その16:自然体でのぞむこと

(2011.11.30)

■自然体でのぞむこと

お願いしたい第一は、それは各演習に臨む際に、どうかふだん通り自然体でやって欲しいと言うことである。
 
研修に出てくると、少々意識過剰になってしまい、ふだんやっていないことを、つまりいいところを見せてやろうとする人もいる。そう思うことじたいはわるいことではないのだろうが、この行動アセスメント研修では、ふだんやっていないことはまずうまくゆかない。
 
もう一度面接演習で考えて欲しい。
 
現実的に重要な利害や心情のからんだ場面で、自分でない自分を10分間でも、いや5分でも演じきれるものではないのである。そんなことをすると、みるみるつじつまが合わなくなって、態勢が崩れ、話し合いは破綻してしまう。もちろん前述のように、例題に現実感があり、部下役の応対が適切であると言う前提が必要である。
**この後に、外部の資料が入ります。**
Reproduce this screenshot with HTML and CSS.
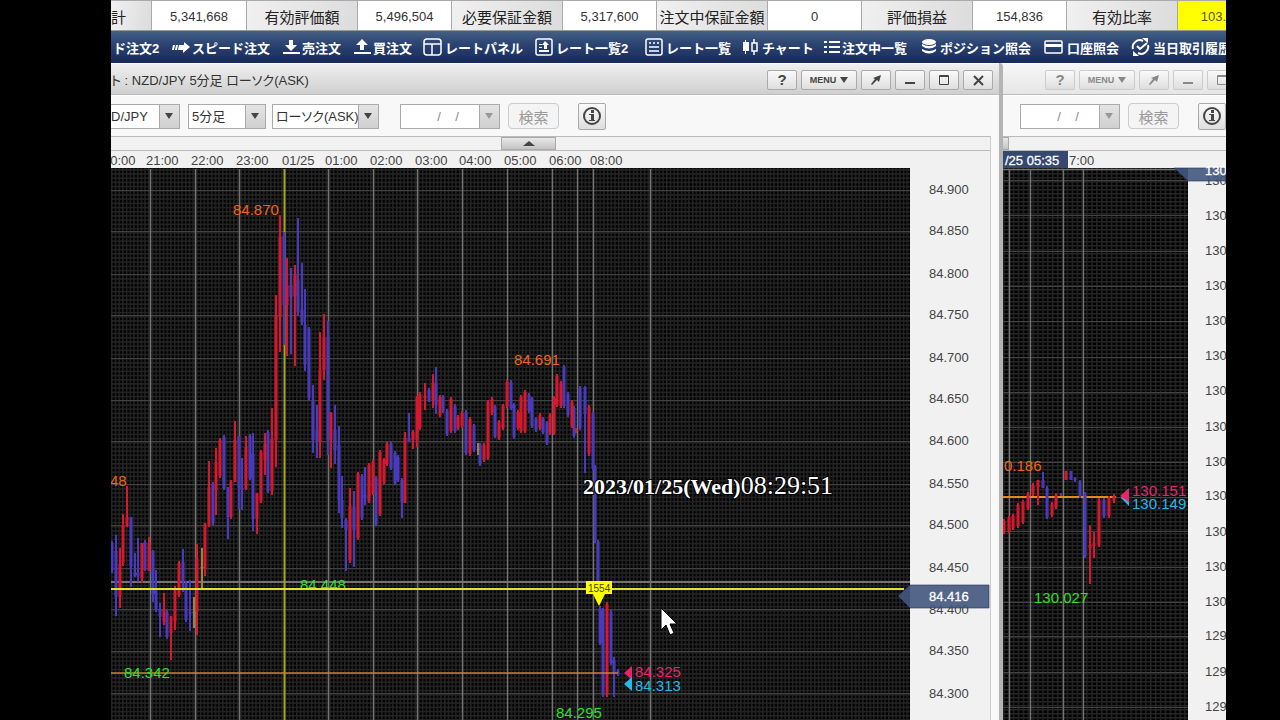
FILE: index.html
```html
<!DOCTYPE html>
<html lang="ja">
<head>
<meta charset="utf-8">
<title>チャート : NZD/JPY 5分足</title>
<link rel="stylesheet" href="styles.css">
</head>
<body>
<div class="desktop">
  <dl class="summary">
    <dt>計</dt><dd>5,341,668</dd>
    <dt>有効評価額</dt><dd>5,496,504</dd>
    <dt>必要保証金額</dt><dd>5,317,600</dd>
    <dt>注文中保証金額</dt><dd>0</dd>
    <dt>評価損益</dt><dd>154,836</dd>
    <dt>有効比率</dt><dd class="alert">103.</dd>
  </dl>

  <nav class="menu">
    <a href="#">ド注文2</a>
    <a href="#"><svg width="18" height="18" viewBox="0 0 18 18"><path d="M1 7l-1 5h2l1-5zM4 7l-1 5h2l1-5zM7 7l-1 5h5v3l7-6-6-5v3z"/></svg>スピード注文</a>
    <a href="#"><svg width="17" height="18" viewBox="0 0 17 18"><path d="M6 2h4v5h4l-6 6-6-6h4zM0 14h17v2H0z"/></svg>売注文</a>
    <a href="#"><svg width="17" height="18" viewBox="0 0 17 18"><path d="M6 12h4V7h4L8 1 2 7h4zM0 14h17v2H0z"/></svg>買注文</a>
    <a href="#"><svg width="20" height="18" viewBox="0 0 20 18"><rect class="line" x="1" y="1" width="17" height="16" rx="3"/><path class="line" d="M1 6h17M9 6v11"/></svg>レートパネル</a>
    <a href="#"><svg width="19" height="18" viewBox="0 0 19 18"><rect class="line" x="1" y="1" width="16" height="16" rx="2"/><path d="M4 6h3v1H4zM4 9h3v1H4zM4 12h10v2H4zM9 11h3V7h2l-4-4-3 4h2z"/></svg>レート一覧2</a>
    <a href="#"><svg width="19" height="18" viewBox="0 0 19 18"><rect class="line" x="1" y="1" width="16" height="16" rx="2"/><path class="line" d="M4 5h2M8 5h2M12 5h2M4 9h10M4 13h10"/></svg>レート一覧</a>
    <a href="#"><svg width="18" height="18" viewBox="0 0 18 18"><path d="M3 2h1v2h3v9H4v3H3v-3H1V4h2z"/><path class="line" d="M10 5h5v8h-5zM12 1v4M12 13v4"/></svg>チャート</a>
    <a href="#"><svg width="16" height="18" viewBox="0 0 16 18"><path d="M0 3h3v2H0zM5 3h11v2H5zM0 8h3v2H0zM5 8h11v2H5zM0 13h3v2H0zM5 13h11v2H5z"/></svg>注文中一覧</a>
    <a href="#"><svg width="17" height="18" viewBox="0 0 17 18"><ellipse cx="8" cy="4" rx="7" ry="3"/><path d="M1 6q7 4 14 0v2q-7 5-14 0zM1 11q7 4 14 0v2q-7 5-14 0z"/></svg>ポジション照会</a>
    <a href="#"><svg width="21" height="18" viewBox="0 0 21 18"><rect class="line" x="1" y="3" width="17" height="12" rx="1"/><path d="M1 6h17v3H1z"/></svg>口座照会</a>
    <a href="#"><svg width="20" height="18" viewBox="0 0 20 18"><path class="line thick" d="M2 11a7 7 0 0 1 10-8M17 7a7 7 0 0 1-10 8M6 8l3 3 7-6"/><path d="M11 0h6v5zM8 18H2v-5z"/></svg>当日取引履歴</a>
  </nav>

  <main class="windows">
    <section class="window window-main">
      <header class="titlebar">
        <h1>ト : NZD/JPY 5分足 ローソク(ASK)</h1>
        <div class="buttons">
          <button type="button" class="help" aria-label="ヘルプ">?</button>
          <button type="button" class="wide">MENU <i class="down"></i></button>
          <button type="button" aria-label="切り離し"><svg width="12" height="12" viewBox="0 0 12 12"><path d="M11 1L9 8 7 6 2 11 1 10 5 5 3 4z"/></svg></button>
          <button type="button" aria-label="最小化"><svg width="12" height="12" viewBox="0 0 12 12"><path d="M1 8h10v2H1z"/></svg></button>
          <button type="button" aria-label="最大化"><svg width="12" height="12" viewBox="0 0 12 12"><path class="line" d="M1.500 1.500h9v9h-9zM1 2.500h10"/></svg></button>
          <button type="button" aria-label="閉じる"><svg width="12" height="12" viewBox="0 0 12 12"><path class="line thick" d="M2 2l9 9M11 2l-9 9"/></svg></button>
        </div>
      </header>
      <form class="toolbar">
        <span class="combo pair"><select aria-label="通貨ペア"><option>D/JPY</option></select><i class="down"></i></span>
        <span class="combo span"><select aria-label="足種"><option>5分足</option></select><i class="down"></i></span>
        <span class="combo style"><select aria-label="チャート種類"><option>ローソク(ASK)</option></select><i class="down"></i></span>
        <span class="combo date"><input type="text" aria-label="日付" value="/&#160;&#160;&#160;&#160;/"><i class="down"></i></span>
        <button type="button" class="search">検索</button>
        <button type="button" class="info" aria-label="情報"><svg width="20" height="20" viewBox="0 0 20 20"><circle class="line thick" cx="10" cy="10" r="8"/><path d="M9 4h3v3H9zM7 8h5v6h1v1H7v-1h2V9H7z"/></svg></button>
      </form>
      <div class="panel">
        <div class="fold"><button type="button" aria-label="折りたたむ"><i class="up"></i></button></div>
        <svg class="chart" viewBox="111 151 879 569">
          <defs>
            <pattern id="mesh" x="111" y="169" width="3.7" height="4.2" patternUnits="userSpaceOnUse"><path class="mesh" d="M0 0H3.7M0 0V4.2"/></pattern>
          </defs>
          <rect class="plot" x="111" y="168" width="799" height="552"/>
          <rect x="111" y="168" width="799" height="552" fill="url(#mesh)"/>
          <path class="grid-h" d="M111 190.500H910M111 231.500H910M111 274.500H910M111 315.500H910M111 358.500H910M111 400.500H910M111 441.500H910M111 484.500H910M111 525.500H910M111 568.500H910M111 609.500H910M111 651.500H910M111 693.500H910"/>
          <path class="grid-v" d="M150.500 169V720M195.500 169V720M239.500 169V720M328.500 169V720M373.500 169V720M417.500 169V720M462.500 169V720M507.500 169V720M552.500 169V720M577.500 169V720M593.500 169V720M650.500 169V720"/>
          <path class="level" d="M111 582H910"/>
          <path class="session" d="M284.500 169V720"/>
          <g id="candles-main"></g>
          <path class="ask" d="M111 673H618"/>
          <g class="time"><text x="103" y="165">20:00</text><text x="146" y="165">21:00</text><text x="191" y="165">22:00</text><text x="236" y="165">23:00</text><text x="282" y="165">01/25</text><text x="325" y="165">01:00</text><text x="370" y="165">02:00</text><text x="415" y="165">03:00</text><text x="459" y="165">04:00</text><text x="504" y="165">05:00</text><text x="549" y="165">06:00</text><text x="590" y="165">08:00</text></g>
          <g class="high"><text x="233" y="215">84.870</text><text x="514" y="365">84.691</text><text x="110" y="486">48</text></g>
          <g class="low"><text x="300" y="590">84.448</text><text x="124" y="678">84.342</text><text x="556" y="718">84.295</text></g>
          <path class="cursor-line" d="M111 589H904"/>
          <path class="flag" d="M586 581h26v13h-7l-6 12-6-12h-7z"/>
          <text class="flag-text" x="588" y="592">1554</text>
          <path class="ask-fill" d="M624 673l8-7v14z"/><path class="bid-fill" d="M624 684l8-7v14z"/>
          <text class="ask-text" x="635" y="677">84.325</text>
          <text class="bid-text" x="635" y="691">84.313</text>
          <g class="price"><text x="929" y="194">84.900</text><text x="929" y="235">84.850</text><text x="929" y="278">84.800</text><text x="929" y="319">84.750</text><text x="929" y="362">84.700</text><text x="929" y="403">84.650</text><text x="929" y="445">84.600</text><text x="929" y="488">84.550</text><text x="929" y="529">84.500</text><text x="929" y="572">84.450</text><text x="929" y="614">84.400</text><text x="929" y="655">84.350</text><text x="929" y="698">84.300</text></g>
          <path class="tag" d="M898 596l12-11h79v23h-79z"/>
          <text class="tag-text" x="929" y="601">84.416</text>
          <text class="clock" x="583" y="494">2023/01/25(Wed)<tspan class="clock-time">08:29:51</tspan></text>
          <path class="pointer" d="M661 608v22l5-5 4 10 4-2-4-9h7z"/>
        </svg>
      </div>
    </section>

    <section class="window window-side">
      <header class="titlebar">
        <div class="buttons">
          <button type="button" class="help" aria-label="ヘルプ">?</button>
          <button type="button" class="wide">MENU <i class="down"></i></button>
          <button type="button" aria-label="切り離し"><svg width="12" height="12" viewBox="0 0 12 12"><path d="M11 1L9 8 7 6 2 11 1 10 5 5 3 4z"/></svg></button>
          <button type="button" aria-label="最小化"><svg width="12" height="12" viewBox="0 0 12 12"><path d="M1 8h10v2H1z"/></svg></button>
          <button type="button" aria-label="最大化"><svg width="12" height="12" viewBox="0 0 12 12"><path class="line" d="M1.500 1.500h9v9h-9zM1 2.500h10"/></svg></button>
        </div>
      </header>
      <form class="toolbar">
        <span class="combo date"><input type="text" aria-label="日付" value="/&#160;&#160;&#160;&#160;/"><i class="down"></i></span>
        <button type="button" class="search">検索</button>
        <button type="button" class="info" aria-label="情報"><svg width="20" height="20" viewBox="0 0 20 20"><circle class="line thick" cx="10" cy="10" r="8"/><path d="M9 4h3v3H9zM7 8h5v6h1v1H7v-1h2V9H7z"/></svg></button>
      </form>
      <div class="panel">
        <div class="fold"><button type="button" aria-label="折りたたむ"></button></div>
        <svg class="chart" viewBox="1003 151 223 569">
          <defs>
            <pattern id="mesh-side" x="1003" y="169" width="4.9" height="4" patternUnits="userSpaceOnUse"><path class="mesh" d="M0 0H4.9M0 0V4"/></pattern>
          </defs>
          <rect class="plot" x="1003" y="168" width="185" height="552"/>
          <rect x="1003" y="168" width="185" height="552" fill="url(#mesh-side)"/>
          <path class="grid-h" d="M1003 180.500H1188M1003 215.500H1188M1003 251.500H1188M1003 286.500H1188M1003 321.500H1188M1003 357.500H1188M1003 392.500H1188M1003 427.500H1188M1003 462.500H1188M1003 497.500H1188M1003 531.500H1188M1003 567.500H1188M1003 602.500H1188M1003 636.500H1188M1003 672.500H1188M1003 707.500H1188"/>
          <path class="grid-v" d="M1009.500 169V720M1030.500 169V720M1063.500 169V720M1083.500 169V720M1003 169.500H1176"/>
          <path class="ask" d="M1003 497H1116"/>
          <g id="candles-side"></g>
          <path class="time-tag" d="M1003 151h65v17h-65z"/>
          <text class="tag-text" x="1005" y="165">/25 05:35</text>
          <text class="time" x="1069" y="165">7:00</text>
          <text class="high" x="1004" y="471">0.186</text>
          <text class="low" x="1034" y="603">130.027</text>
          <path class="bid-fill" d="M1121 498l8-8v16z"/><path class="ask-fill" d="M1120 496l9-8v14z"/>
          <text class="ask-text" x="1132" y="496">130.151</text>
          <text class="bid-text" x="1132" y="509">130.149</text>
          <g class="price"><text x="1205" y="185">130</text><text x="1205" y="220">130</text><text x="1205" y="255">130</text><text x="1205" y="290">130</text><text x="1205" y="325">130</text><text x="1205" y="360">130</text><text x="1205" y="395">130</text><text x="1205" y="431">130</text><text x="1205" y="466">130</text><text x="1205" y="500">130</text><text x="1205" y="536">130</text><text x="1205" y="571">130</text><text x="1205" y="606">130</text><text x="1205" y="640">129</text><text x="1205" y="676">129</text><text x="1205" y="711">129</text></g>
          <path class="tag" d="M1174 168h52v13h-38z"/>
          <text class="tag-text" x="1205" y="175">130</text>
        </svg>
      </div>
    </section>
  </main>
</div>
<script src="chart.js"></script>
</body>
</html>
```

FILE: styles.css
```css
* { box-sizing: border-box; }
:root {
  --ui: "Liberation Sans", "Noto Sans CJK JP", sans-serif;
}
body {
  margin: 0;
  padding: 0 54px 0 111px;
  background: #000;
  font-family: var(--ui);
  color: #333;
}
.desktop {
  height: 100vh;
  overflow: hidden;
  background: #f4f4f4;
  display: flex;
  flex-direction: column;
}
.line { fill: none; stroke: currentColor; stroke-width: 1; }
.thick { stroke-width: 2; }
i.down, i.up { border: 4px solid transparent; }
i.down { border-top: 6px solid currentColor; border-bottom: 0; }
i.up { border-width: 6px; border-bottom: 5px solid #444; border-top: 0; }

.summary {
  margin: 0;
  flex: none;
  height: 31px;
  display: grid;
  grid-template-columns: 41fr 95fr 111fr 94fr 111fr 94fr 111fr 94fr 111fr 94fr 111fr 48fr;
  border-top: 1px solid #aaa;
  border-bottom: 1px solid #999;
  white-space: nowrap;
  overflow: hidden;
}
.summary dt, .summary dd {
  margin: 0;
  padding-top: 1px;
  display: flex;
  align-items: center;
  justify-content: center;
  border-right: 1px solid #aaa;
}
.summary dt { font-size: 15px; color: #222; background: linear-gradient(100deg, #f0f0f0, #dcdcdc); }
.summary dt:first-child { justify-content: flex-start; }
.summary dd { font-size: 13px; background: #fff; }
.summary .alert { background: #ff0; color: #554; justify-content: flex-end; border: 0; }

.menu {
  flex: none;
  height: 32px;
  padding-left: 2px;
  display: grid;
  grid-template-columns: 59fr 111fr 71fr 69fr 112fr 110fr 97fr 82fr 97fr 123fr 87fr minmax(0, 95fr);
  background: linear-gradient(#456083, #2b4472 40%, #172a5a);
  overflow: hidden;
}
.menu a {
  display: flex;
  align-items: center;
  gap: 2px;
  color: #fff;
  font-size: 13px;
  font-weight: 700;
  text-decoration: none;
  white-space: nowrap;
}
.menu svg { flex: none; fill: #fff; }
.menu .line { fill: none; stroke-width: 1.5; }
.menu .thick { stroke-width: 2; }

.windows {
  flex: 1;
  display: grid;
  grid-template-columns: minmax(0, 892fr) minmax(0, 223fr);
  min-height: 0;
}
.window { overflow: hidden; background: #f8f8f8; }
.window-main { border-right: 4px solid #b4b4b4; border-radius: 0 4px 0 0; }
.titlebar {
  height: 32px;
  padding-right: 6px;
  display: flex;
  align-items: center;
  justify-content: space-between;
  border-top: 1px solid #fff;
  border-bottom: 1px solid #bbb;
  background: linear-gradient(#efefef, #cfcfcf);
}
.titlebar h1 {
  margin: 0;
  font-size: 13px;
  font-weight: 400;
  white-space: pre;
  font-feature-settings: "palt";
}
.buttons { display: flex; gap: 4px; margin-top: 1px; }
button {
  flex: none;
  padding: 0;
  display: flex;
  align-items: center;
  justify-content: center;
  border: 1px solid #aaa;
  border-radius: 2px;
  background: linear-gradient(#fafafa, #dedede);
  color: #444;
  font-family: var(--ui);
}
.buttons button { width: 30px; height: 20px; }
.buttons .wide { width: 56px; gap: 4px; font: 700 9px var(--ui); }
.buttons .help { font-size: 15px; font-weight: 700; }
.buttons svg, .info svg { fill: currentColor; }
.buttons .line, .info .line { fill: none; }

.toolbar {
  height: 41px;
  display: flex;
  align-items: center;
  border-top: 1px solid #fff;
}
.combo {
  flex: none;
  height: 25px;
  display: flex;
  align-items: center;
  border: 1px solid #aaa;
  background: linear-gradient(#e4e4e4, #d0d0d0);
}
.combo select, .combo input {
  appearance: none;
  flex: 1;
  min-width: 0;
  height: 100%;
  margin: 0;
  padding: 0 0 0 3px;
  border: 0;
  border-right: 1px solid #aaa;
  border-radius: 0;
  background: #fff;
  color: #333;
  font: 13px var(--ui);
  font-feature-settings: "palt";
}
.combo i { margin: 0 6px 0 5px; color: #444; }
.pair { width: 69px; border-left: 0; }
.pair select { padding-left: 0; }
.span { width: 78px; margin-left: 8px; }
.style { width: 107px; margin-left: 6px; }
.date { width: 100px; margin-left: 21px; }
.date input { text-align: center; color: #888; padding-left: 16px; }
.date i { color: #999; }
.search { width: 51px; height: 26px; margin-left: 8px; border-color: #ccc; border-radius: 4px; background: #f4f4f4; color: #999; font-size: 15px; }
.info { width: 28px; height: 27px; margin-left: 19px; }

.panel { border-top: 1px solid #bbb; background: #f1f1f1; }
.window-main .panel { margin-right: 8px; border-right: 1px solid #ccc; }
.fold { height: 14px; display: flex; justify-content: center; border-bottom: 1px solid #bbb; }
.window-main .fold { padding-right: 44px; }
.window-side .fold { justify-content: flex-start; }
.fold button { width: 55px; height: 13px; border-radius: 0; background: linear-gradient(#e8e8e8, #c4c4c4); }
.window-side .fold button { width: 6px; border-left: 0; }
.chart { display: block; width: 100%; height: auto; }

.window-side .titlebar { background: linear-gradient(#f6f6f6, #e6e6e6); padding: 0; }
.window-side .buttons { margin-left: 42px; }
.window-side .buttons button { color: #888; border-color: #ccc; }
.window-side .date { margin-left: 17px; }

.plot { fill: #000; }
.mesh { stroke: #252525; stroke-width: 3; fill: none; }
.grid-h { stroke: #424242; }
.grid-v { stroke: #727272; stroke-width: 1.5; fill: none; }
.level { stroke: #77707a; stroke-width: 2; }
.session { stroke: #a3a326; stroke-width: 2; }
.ask { stroke: #c8803a; stroke-width: 1.5; }
.window-side .ask { stroke: #e08a20; stroke-width: 2; }
.cursor-line { stroke: #e0e030; stroke-width: 2; }
.red { stroke: #d6182f; }
.blue { stroke: #483abc; }
.tan { stroke: #9a8445; }
.wick { stroke-width: 2; fill: none; }
.body { stroke-width: 3; fill: none; }
.chart text { font-family: var(--ui); font-size: 15px; }
.chart .time, .chart .time text, .chart .price text { font-size: 13px; fill: #444; }
.chart .high, .high text { fill: #f0641e; }
.chart .low, .low text { fill: #2ce02c; }
.ask-text, .ask-fill { fill: #e8246c; }
.bid-text, .bid-fill { fill: #28b8e4; }
.flag { fill: #ff0; }
.chart .flag-text { fill: #440; font-size: 10px; }
.tag { fill: #44577f; fill-opacity: 0.9; stroke: #1f2e55; stroke-width: 1; stroke-opacity: 0.6; }
.time-tag { fill: #354870; }
.chart .tag-text { font-size: 13px; fill: #fff; stroke: #fff; stroke-width: 0.3; }
.chart .clock { font: 700 22px "Liberation Serif", serif; fill: #fff; stroke: #000; stroke-width: 2; paint-order: stroke; }
.clock-time { font-size: 26px; font-weight: 400; }
.pointer { fill: #fff; stroke: #000; stroke-width: 1; }
```

FILE: chart.js
```js
// Each candle: colour, x, high, low and optionally the open/close span.
const main = `b 112 541 573;b 116 535 616 551 597;r 120 548 608 564 597;r 123 514 566 526 563;r 127 486 527 517 526;b 131 517 587 517 567;b 135 553 577 573 575;b 138 538 582 573 576;r 142 543 583 543 578;b 145 540 571;r 149 537 571 543 571;b 153 550 602 551 594;b 156 570 612 590 609;b 160 603 637 609 617;r 164 593 625 610 622;b 167 610 639;r 171 616 660 616 633;r 175 586 630 588 622;r 179 561 597;b 183 549 592 562 582;b 186 581 622;b 190 580 631 612 614;t 194 597 628 612 613;r 197 544 635 558 612;t 202 548 588 567 568;r 205 523 576 524 569;r 209 461 527 487 525;b 213 482 525;r 216 448 515 462 490;r 220 438 478;b 224 435 490;b 228 487 539 487 517;r 231 480 519;r 235 421 482 440 482;b 239 436 509 436 488;b 242 458 510 488 490;r 246 436 490 447 489;b 250 434 480;b 253 433 531 454 519;r 257 493 534 493 519;r 261 450 503;r 265 433 475 444 460;b 268 430 493;r 272 408 495 439 491;r 276 295 467 316 440;r 280 215 352 237 317;b 284 232 345 236 305;r 287 258 356 285 305;b 291 268 354 285 297;r 295 265 366 275 296;b 298 218 316 280 312;b 302 263 325 310 322;b 305 289 371 325 365;b 309 327 400;b 313 385 453 400 440;b 317 405 458 430 442;r 320 332 458 370 442;r 324 314 380 337 370;b 328 321 455 337 440;r 331 412 468 413 440;b 335 405 464 430 450;b 339 426 513 445 500;b 342 476 528 500 518;b 346 518 571 520 530;r 350 488 563 506 560;b 354 491 567 507 530;r 358 472 540;b 362 474 520;b 365 467 505 495 498;r 369 463 503;r 373 460 495;b 376 476 526;r 380 450 516;r 384 458 484;r 387 442 466;b 391 442 470;b 395 451 485;b 398 455 482;b 402 478 518 480 502;r 405 432 503 438 503;b 409 413 442 438 441;r 413 430 449 432 440;r 417 396 447 397 440;r 420 392 430;r 425 383 410 396 398;b 429 388 402;r 433 374 408 383 400;b 436 367 414 383 405;r 440 395 417;b 443 395 413;b 447 409 436;r 451 397 433;b 455 404 433;r 458 415 430;r 462 411 428;b 466 410 455;r 470 417 456;b 474 424 452;t 478 443 455 449 450;b 480 443 466;r 484 443 462;r 488 400 460;r 492 397 415;b 495 405 438;r 499 420 440;r 503 404 430;r 507 380 408;b 511 380 410;b 514 403 439;r 518 410 430;r 521 395 433;r 525 390 433;b 529 393 413;b 532 397 428;b 536 417 432;r 540 413 430;b 543 417 434;b 547 421 445;r 550 413 435;r 554 396 435;r 557 374 407;r 561 381 408;b 564 365 408;b 568 392 417;r 572 400 428;b 574 406 438;r 576 428 433;b 580 386 430;b 585 386 473 387 414;r 589 405 456;b 593 412 470;b 595 465 543;b 598 540 590;b 600 606 645;b 603 608 697;r 607 602 697;b 611 610 665;b 614 657 697 660 674;b 618 669 676`;
const side = `r 1004 519 534;r 1009 516 533;r 1013 514 530;r 1018 503 528;r 1023 500 524;r 1028 492 510;r 1033 483 496;r 1038 480 505 480 487;b 1043 472 488 480 488;b 1047 486 519;r 1052 502 517;r 1056 493 509;b 1061 493 496;r 1066 471 480 471 480;b 1071 471 480 471 480;b 1075 477 482;b 1080 480 498;b 1085 492 558;r 1090 525 584 545 548;r 1094 532 558 543 546;r 1099 498 547;b 1104 498 518;r 1109 496 518;r 1114 494 503`;

const names = { r: "red", b: "blue", t: "tan" };

function draw(id, data) {
  const paths = {};
  for (const item of data.split(";")) {
    const [colour, ...rest] = item.split(" ");
    const [x, high, low, open = high + 2, close = low - 2] = rest.map(Number);
    for (const [part, from, to] of [["wick", high, low], ["body", open, close]]) {
      const key = names[colour] + " " + part;
      paths[key] = (paths[key] || "") + `M${x} ${from}V${to}`;
    }
  }
  document.getElementById(id).innerHTML = Object.entries(paths)
    .map(([name, d]) => `<path class="${name}" d="${d}"/>`)
    .join("");
}

draw("candles-main", main);
draw("candles-side", side);
```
いったい、ふだんの自分通りにビデオに現れるからそれをふり返る意味がある。そうでないものをふり返って何の意味があるだろうか。ふだんやっていないことをやると、ビデオを見ても何の勉強にもならない。その上、それを見ている他の受講者に「あれはおれが映っているけど実はおれではないのだよ」と弁明もしなければならない。まああまりよいことはないのである。
 
逆に言えばふだんできていないことを、研修の時だけ演技して、できているように見せられるとしたらそんなばかばかしいものはない。誰がそんなことのために仕事が忙しい中で時間を費やす気になれるだろうか。ふだんの「真実の自分」しか現れないようにするためには、例え研修であっても、一種の極限状況をつくるしかない。と言ってマネジメント研修で、フィールドアスレチックやロッククライミングをするのもいかがかと思う。やはりビジネスマンらしく、問題解決の極限状況がふさわしい。
 
極限状況とは切迫した場面であり、これまで何度も述べたが「節目の場面」である。われわれの日常では,これは今決めなければならない、手を打たねばならない、あとから間に合わないと言う場面が折々めぐって来る。マネジメント能力が問われるのはそうしたときなのである。急ぎはしないし、いつ決めてもよいのだし、放っておいてもさしあたって特別困ることは生じないと言うような案件では、マネジメント力の差など現れない。 
 
従って、各演習場面は、例外なく時間が少し足りない設計になっている。そうでないと、つまりよけいなことを考える時間があると、ふだんの自然な行動が現れなくなってしまうからである。しかし、よく考えてみれば日常も全く同じである。マネジャーや専門職で、いったい時間が余っている人などいるだろうか。1時間の仕事を考え込んで2時間かける人にすぐれたマネジメントは決してできないだろう。案件処理を例に言えば、誰しも日常膨大な仕事、つまり案件を抱え込んでいるはずで、ごく短い間に、何から手を着けるのか判断、決断をしなければならない。そうした時に、よけいなことをあれこれと迷って考えている時間はない。そう言う意味では日常とまったく同じである。例えば課長研修であれば、受講者の方々には、今日は演習中部長にじゃまをされることはないのだから、ふだんよりずっとましでしょうと申し上げることにしている。
 
逆にこんなことを言う。面接演習の前だとする。  

「演習に臨む際、自分はアタマがいいのだ、と自信のあるかたはかえって気をつけてください。」
 
受講者の中にはけげんなお顔をされている方もいる。きっとアタマのよい方なのだろう。
 
「アタマのよい人は、ほかの人よりも早く課題を読めてしまうでしょう。つまり時間があまる。そのあまった時間を前向きに使えばよいのですが、案外そうならない。この課題のこの部分には落とし穴があるに違いないとか、ここに教材作者の意図が込められているに違いないとか、ついついよけいなことを考える。」
 
ここで少なからぬ受講者が笑う。
 
「それで、よし、こうやって応対すればフィードバックのとき、みんなからよいスコアがもらえるにちがいないなどと考えると、もうふだんの自分にはならない。」
 
その結果、上述のように破綻してしまう。
 
「だいたい受験勉強じゃあるまいし、忙しい皆さんを集めて、ここで引っかけてやろうとか、そんなばかげたことをやるための研修ではありません。どうかふだんの力を出しきってくださるようお願いします。」